Instruction
Leaving the pictures out, print the lines from the first line of the listing through the line containing "import React from", exactly as they read, and no others.

Source material
────────────────────
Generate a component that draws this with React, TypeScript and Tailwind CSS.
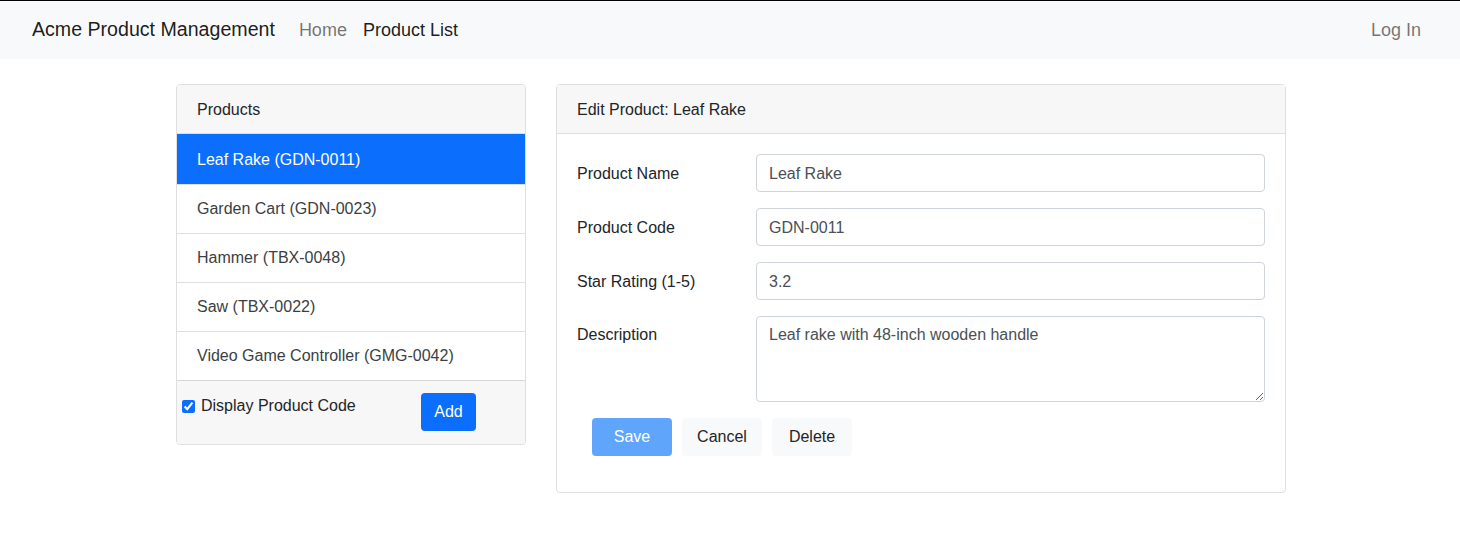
import React from "react";

const products = [
  { name: "Leaf Rake", code: "GDN-0011" },
  { name: "Garden Cart", code: "GDN-0023" },
  { name: "Hammer", code: "TBX-0048" },
  { name: "Saw", code: "TBX-0022" },
  { name: "Video Game Controller", code: "GMG-0042" },
];

function Field({ label, value }: { label: string; value: string }) {
  return (
    <div className="flex items-start">
      <label className="w-[179px] shrink-0 pt-[8px] leading-6 text-[#212529]">{label}</label>
      <input
        readOnly
        value={value}
        className="h-[38px] flex-1 rounded-[4px] border border-[#ced4da] bg-white px-3 pt-[1px] text-[16px] text-[#495057] outline-none"
      />
    </div>
  );
}

export default function App() {
  return (
    <div className="min-h-[548px] bg-white text-[16px] text-[#212529]" style={{ fontFamily: '"Liberation Sans", Arial, sans-serif' }}>
      <nav className="flex h-[59px] items-center border-t border-black bg-[#f8f9fa] px-8">
        <span className="mr-6 text-[19.6px] text-black/90">Acme Product Management</span>
        <a className="mr-4 text-[18px] text-black/55">Home</a>
        <a className="text-[18px] text-black/90">Product List</a>
        <a className="ml-auto mr-[7px] text-[18px] text-black/55">Log In</a>
      </nav>

      <main className="mx-auto mt-[25px] flex w-[1112px] items-start gap-[30px] pl-[2px]">
        <div className="w-[350px] overflow-hidden rounded-[4px] border border-[#dfdfdf]">
          <div className="h-[49px] border-b border-[#dfdfdf] bg-[#f7f7f7] px-5 pt-[13px] leading-6">Products</div>
          <ul className="border-b border-[#d6d6d6]">
            {products.map((p, i) => (
              <li
                key={p.code}
                className={
                  i === 0
                    ? "h-[50px] bg-[#0b6efd] px-5 pt-[14px] leading-6 text-white"
                    : "h-[49px] border-t border-[#dfdfdf] px-5 py-3 leading-6 text-[#3a3f44] first-of-type:border-t-0"
                }
              >
                {p.name} ({p.code})
              </li>
            ))}
          </ul>
          <div className="flex h-[63px] items-start bg-[#f7f7f7] pt-[13px]">
            <label className="ml-[5px] flex items-center gap-[6px] leading-6">
              <input type="checkbox" defaultChecked className="h-[13px] w-[13px] accent-[#0b6efd]" />
              Display Product Code
            </label>
            <button className="ml-auto mr-[49px] -mt-px h-[38px] w-[55px] rounded-[4px] bg-[#0b6efd] text-white">Add</button>
          </div>
        </div>

        <div className="w-[730px] rounded-[4px] border border-[#dfdfdf]">
          <div className="h-[49px] border-b border-[#dfdfdf] bg-[#f7f7f7] px-5 pt-[13px] leading-6">Edit Product: Leaf Rake</div>
          <div className="flex flex-col gap-4 p-5">
            <Field label="Product Name" value="Leaf Rake" />
            <Field label="Product Code" value="GDN-0011" />
            <Field label="Star Rating (1-5)" value="3.2" />
            <div className="flex items-start">
              <label className="w-[179px] shrink-0 pt-[7px] leading-6">Description</label>
              <textarea
                readOnly
                value="Leaf rake with 48-inch wooden handle"
                className="h-[86px] flex-1 resize-y rounded-[4px] border border-[#ced4da] bg-white px-3 py-[6px] text-[16px] leading-6 text-[#495057] outline-none"
              />
            </div>
            <div className="flex gap-[10px] pb-4 pl-[15px]">
              <button disabled className="h-[38px] w-[80px] rounded-[4px] bg-[#5fa5fc] text-[16px] text-white">Save</button>
              <button className="h-[38px] w-[80px] rounded-[4px] bg-[#f8f9fa] text-[16px] text-[#212529]">Cancel</button>
              <button className="h-[38px] w-[80px] rounded-[4px] bg-[#f8f9fa] text-[16px] text-[#212529]">Delete</button>
            </div>
          </div>
        </div>
      </main>
    </div>
  );
}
────────────────────
Complete answer
Generate a component that draws this with React, TypeScript and Tailwind CSS.
import React from "react";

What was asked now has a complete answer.